What this task involves - Look through the data below and say how many of its lines contain "React", adding nothing else.

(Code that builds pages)

------------------------------

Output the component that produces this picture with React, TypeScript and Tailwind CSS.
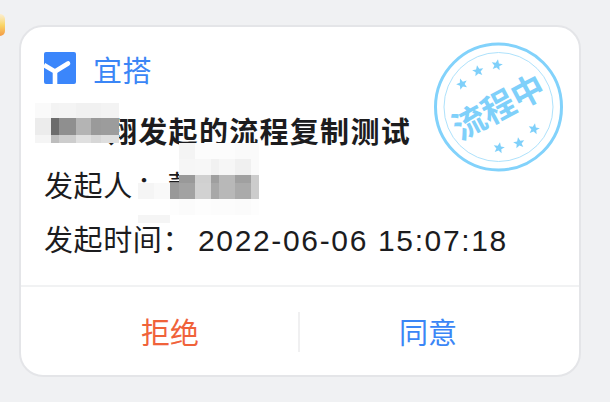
import React from 'react';

const cjk = "font-['Liberation_Sans','Noto_Sans_CJK_SC',sans-serif]";

// one entry per mosaic cell, row by row
const blurCells = [
  '', '', '', 'bg-[#f4f4f4]', 'bg-[#fcfcfc]', 'bg-[#fcfcfc]', 'bg-[#fcfcfc]', 'bg-[#fafafa]', 'bg-[#fafafa]',
  '', '', '', 'bg-[#f6f6f6]', 'bg-[#f7f7f7]', 'bg-[#f1f1f1]', 'bg-[#f6f6f6]', 'bg-[#f0f0f0]', 'bg-[#fafafa]',
  '', '', '', 'bg-[#999999]', 'bg-[#d0d0d0]', 'bg-[#9f9f9f]', 'bg-[#b8b8b8]', 'bg-[#a0a0a0]', 'bg-[#cccccc]',
  'bg-[#f5f5f5]', 'bg-[#f9f9f9]', 'bg-[#999999]', 'bg-[#a2a2a2]', 'bg-[#d2d2d2]', 'bg-[#a8a8a8]', 'bg-[#b8b8b8]', 'bg-[#aaaaaa]', 'bg-[#cccccc]',
  '', '', 'bg-[#fdfdfd]', 'bg-[#fbfbfb]', 'bg-[#fdfdfd]', 'bg-[#fcfcfc]', 'bg-[#fcfcfc]', 'bg-[#fbfbfb]', 'bg-[#fdfdfd]',
  'bg-[#f5f5f5]', 'bg-[#f5f5f5]', '', '', '', '', '', '', '',
];

function Logo() {
  return (
    <svg width="32" height="32" viewBox="0 0 32 32" className="shrink-0">
      <rect width="32" height="32" rx="2" fill="#3b86fb" />
      <path d="M0 13 L11 19.5 V32" fill="none" stroke="#fff" strokeWidth="4.6" />
      <path d="M11 19.5 L24 11.5" fill="none" stroke="#fff" strokeWidth="4.6" strokeLinecap="round" />
    </svg>
  );
}

function Star({ x, y, rotate }: { x: number; y: number; rotate: number }) {
  return (
    <path
      d="M0 -5.8 L1.6 -1.9 L5.6 -1.7 L2.5 0.9 L3.5 4.8 L0 2.6 L-3.5 4.8 L-2.5 0.9 L-5.6 -1.7 L-1.6 -1.9 Z"
      transform={`translate(${x} ${y}) rotate(${rotate})`}
      fill="#7fd0fa"
    />
  );
}

function Stamp() {
  return (
    <svg width="134" height="134" viewBox="0 0 134 134" className="absolute left-[413px] top-[13px]">
      <circle cx="64.5" cy="67" r="63" fill="#fff" fillOpacity="0.3" stroke="#82d2fb" strokeWidth="3" />
      <circle cx="64.5" cy="67" r="54.5" fill="none" stroke="#aee2fc" strokeWidth="1" />
      <Star x={28} y={44} rotate={-20} />
      <Star x={44} y={31} rotate={-10} />
      <Star x={63} y={25} rotate={10} />
      <Star x={100} y={89} rotate={10} />
      <Star x={85} y={103} rotate={-10} />
      <Star x={65} y={108} rotate={10} />
      <text
        x="64.5"
        y="79"
        textAnchor="middle"
        transform="rotate(-28 64.5 67)"
        fill="#7fd0fa"
        fontSize="33"
        fontWeight="700"
        fontFamily="'Noto Sans CJK SC', sans-serif"
      >
        流程中
      </text>
    </svg>
  );
}

function MosaicOne() {
  return (
    <div className="absolute left-[14px] top-[76px] grid grid-cols-[16px_8px_17px_15px_10px_18px] grid-rows-[15px_17px_8px]">
      <div className="bg-[#fafafa]" />
      <div className="bg-[#f3f3f3]" />
      <div className="bg-[#f4f4f4]" />
      <div className="bg-[#f1f1f1]" />
      <div className="bg-[#f1f1f1]" />
      <div className="bg-[#f3f3f3]" />
      <div className="bg-[#ececec]" />
      <div className="bg-[#6c6c6c]" />
      <div className="bg-[#8f8f8f]" />
      <div className="bg-[#b4b4b4]" />
      <div className="bg-[#9a9a9a]" />
      <div className="bg-[#9c9c9c]" />
      <div className="bg-[#f5f5f5]" />
      <div className="bg-[#bdbdbd]" />
      <div className="bg-[#cdcdcd]" />
      <div className="bg-[#e0e0e0]" />
      <div className="bg-[#d7d7d7]" />
      <div className="bg-[#dedede]" />
    </div>
  );
}

function MosaicTwo() {
  return (
    <div className="absolute left-[117px] top-[116px] grid grid-cols-[16px_16px_9px_16px_16px_8px_16px_16px_8px] grid-rows-[16px_16px_8px_16px_16px_8px]">
      {blurCells.map((cell, i) => (
        <div key={i} className={cell} />
      ))}
    </div>
  );
}

export default function App() {
  return (
    <div className={`relative h-[402px] w-[610px] overflow-hidden bg-[#f0f1f3] pl-[19px] pt-[25px] ${cjk}`}>
      <div className="absolute left-[-5px] top-[14px] h-[22px] w-[10px] rounded-full bg-gradient-to-b from-[#fbeed0] via-[#f9d667] to-[#f39a45]" />
      <div className="relative flex h-[352px] w-[562px] flex-col rounded-[24px] border-2 border-[#e4e5e8] bg-white">
        <div className="flex-1 pl-[23px] pt-[25px]">
          <div className="flex h-[32px] items-center gap-[17px]">
            <Logo />
            <span className="mt-[8px] text-[29px] leading-[32px] tracking-[0.5px] text-[#3b86f6]">宜搭</span>
          </div>
          <div className="mt-[29px] pl-[64px] text-[29px] font-bold leading-[40px] tracking-[1.3px] text-[#1c1c1e]">
            翔发起的流程复制测试
          </div>
          <div className="mt-[14px] text-[29px] leading-[40px] tracking-[0.6px] text-[#1c1c1e]">
            发起人<span className="ml-[4px]">：</span><span className="ml-[1px]">董</span>
          </div>
          <div className="mt-[14px] text-[29px] leading-[40px] tracking-[0.6px] text-[#1c1c1e]">
            发起时间：<span className="ml-[6px] text-[30px] tracking-[1.65px]">2022-06-06 15:07:18</span>
          </div>
        </div>
        <MosaicOne />
        <MosaicTwo />
        <Stamp />
        <div className="flex h-[90px] items-center border-t-2 border-[#f1f2f3] pl-[21px] pr-[23px]">
          <button className="flex-1 pt-[5px] text-[29px] leading-[40px] text-[#f0623a]">拒绝</button>
          <div className="mt-[1px] h-[40px] w-[2px] bg-[#f0f0f1]" />
          <button className="flex-1 pt-[5px] text-[29px] leading-[40px] text-[#3b86f6]">同意</button>
        </div>
      </div>
    </div>
  );
}
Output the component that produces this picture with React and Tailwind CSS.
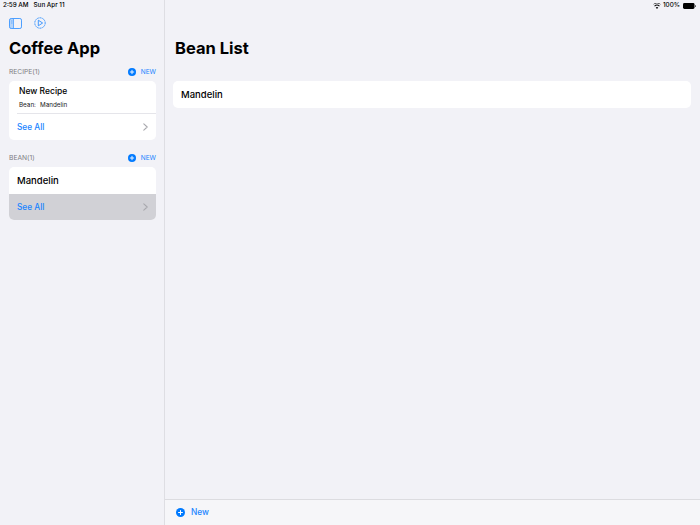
import React from 'react'

const font = { fontFamily: 'Inter, "Liberation Sans", sans-serif' }

function PlusCircle({ size = 8 }) {
  return (
    <svg width={size} height={size} viewBox="0 0 16 16" className="shrink-0">
      <circle cx="8" cy="8" r="8" fill="#007aff" />
      <path d="M8 4.5v7M4.5 8h7" stroke="#fff" strokeWidth="1.8" strokeLinecap="round" />
    </svg>
  )
}

function Chevron() {
  return (
    <svg width="5" height="8" viewBox="0 0 5 8" fill="none" className="shrink-0">
      <path d="M0.8 0.8L4.2 4L0.8 7.2" stroke="#a9a9ae" strokeWidth="1.1" strokeLinecap="round" strokeLinejoin="round" />
    </svg>
  )
}

function SectionHead({ label }) {
  return (
    <div className="flex items-center justify-between h-[13px]">
      <span className="text-[6.7px] text-[#7d7d82]">{label}</span>
      <span className="flex items-center gap-[5px] text-[6.5px] text-[#1a85ff]">
        <span className="-mt-[1px]"><PlusCircle /></span>
        NEW
      </span>
    </div>
  )
}

function SeeAll({ active }) {
  return (
    <div className={`flex items-center justify-between h-[26px] pl-[8px] pr-[8px] ${active ? 'bg-[#d1d1d6]' : ''}`}>
      <span className="text-[8.3px] font-medium text-[#1a85ff]">See All</span>
      <Chevron />
    </div>
  )
}

export default function App() {
  return (
    <div style={font} className="flex w-[700px] h-[525px] overflow-hidden bg-[#f2f2f7] text-black">
      <aside className="flex flex-col w-[165px] shrink-0 border-r border-[#dedee3] pl-[9px] pr-[8px]">
        <div className="flex items-center h-[11px] -ml-[6px] text-[6.3px] font-medium gap-[5px] pt-[1px]">
          <span>2:59 AM</span>
          <span>Sun Apr 11</span>
        </div>
        <div className="flex items-center gap-[12px] mt-[6px] h-[12px]">
          <svg width="13" height="11" viewBox="0 0 13 11" fill="none">
            <rect x="0.5" y="0.5" width="12" height="10" rx="1.6" stroke="#4d9fff" />
            <rect x="1" y="1" width="3.5" height="9" fill="#007aff" fillOpacity="0.25" />
            <path d="M4.5 1v9" stroke="#4d9fff" strokeWidth="0.8" />
            <path d="M2 3h1.5M2 5h1.5" stroke="#4d9fff" strokeWidth="0.7" />
          </svg>
          <svg width="12" height="12" viewBox="0 0 12 12" fill="none">
            <circle cx="6" cy="6" r="5.2" stroke="#2f8fff" strokeWidth="1" strokeDasharray="1.2 0.5" />
            <path d="M4.3 3.2L8.6 6L4.3 8.8Z" stroke="#2f8fff" strokeWidth="0.9" strokeLinejoin="round" />
          </svg>
        </div>
        <h1 className="mt-[8px] h-[22px] text-[16.5px] leading-[22px] font-bold">Coffee App</h1>
        <div className="mt-[7px]">
          <SectionHead label="RECIPE(1)" />
        </div>
        <div className="mt-[2px] rounded-[5px] bg-white overflow-hidden">
          <div className="h-[33px] ml-[8px] pl-[2px] pt-[4px] border-b border-[#e5e5ea]">
            <div className="text-[8.5px] leading-[12px] font-medium">New Recipe</div>
            <div className="flex gap-[4px] mt-[4px] text-[6.3px] leading-[9px] text-[#222]">
              <span>Bean:</span>
              <span>Mandelin</span>
            </div>
          </div>
          <SeeAll />
        </div>
        <div className="mt-[12px]">
          <SectionHead label="BEAN(1)" />
        </div>
        <div className="mt-[2px] rounded-[5px] bg-white overflow-hidden">
          <div className="flex items-center h-[27px] pl-[8px] pt-[1px] text-[9.5px] font-medium">Mandelin</div>
          <SeeAll active />
        </div>
      </aside>
      <main className="flex flex-col flex-1 min-w-0">
        <div className="flex items-center justify-end h-[11px] pt-[1px] pr-[4px] gap-[2px] text-[6.3px] font-medium">
          <svg width="8" height="6" viewBox="0 0 16 12">
            <path d="M8 12L5.5 9a3.6 3.6 0 0 1 5 0ZM3.8 7.2a6 6 0 0 1 8.4 0l1.4-1.6a8.2 8.2 0 0 0-11.2 0ZM0 3.6a11.5 11.5 0 0 1 16 0L14.6 2A9.8 9.8 0 0 0 1.4 2Z" fill="#000" />
          </svg>
          <span>100%</span>
          <svg width="13" height="6" viewBox="0 0 13 6" className="ml-[1px]">
            <rect x="0" y="0" width="11.5" height="6" rx="1.4" fill="#000" />
            <rect x="12" y="2" width="1" height="2" rx="0.5" fill="#555" />
          </svg>
        </div>
        <h2 className="mt-[26px] ml-[10px] h-[22px] text-[16.5px] leading-[22px] font-bold">Bean List</h2>
        <div className="flex items-center h-[27px] mt-[22px] ml-[8px] mr-[9px] pl-[8px] pt-[1px] rounded-[5px] bg-white text-[9.5px] font-medium">
          Mandelin
        </div>
        <div className="flex-1" />
        <div className="flex items-center gap-[6px] h-[26px] pl-[11px] border-t border-[#dcdce0] bg-[#f6f6f9] text-[8.3px] font-medium text-[#1a85ff]">
          <PlusCircle size={9} />
          New
        </div>
      </main>
    </div>
  )
}
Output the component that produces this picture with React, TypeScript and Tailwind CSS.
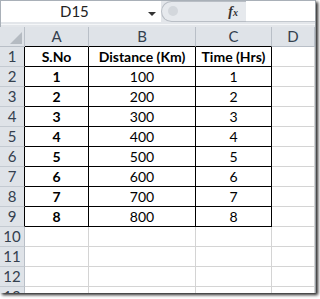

------------------------------

Answer to the task - 5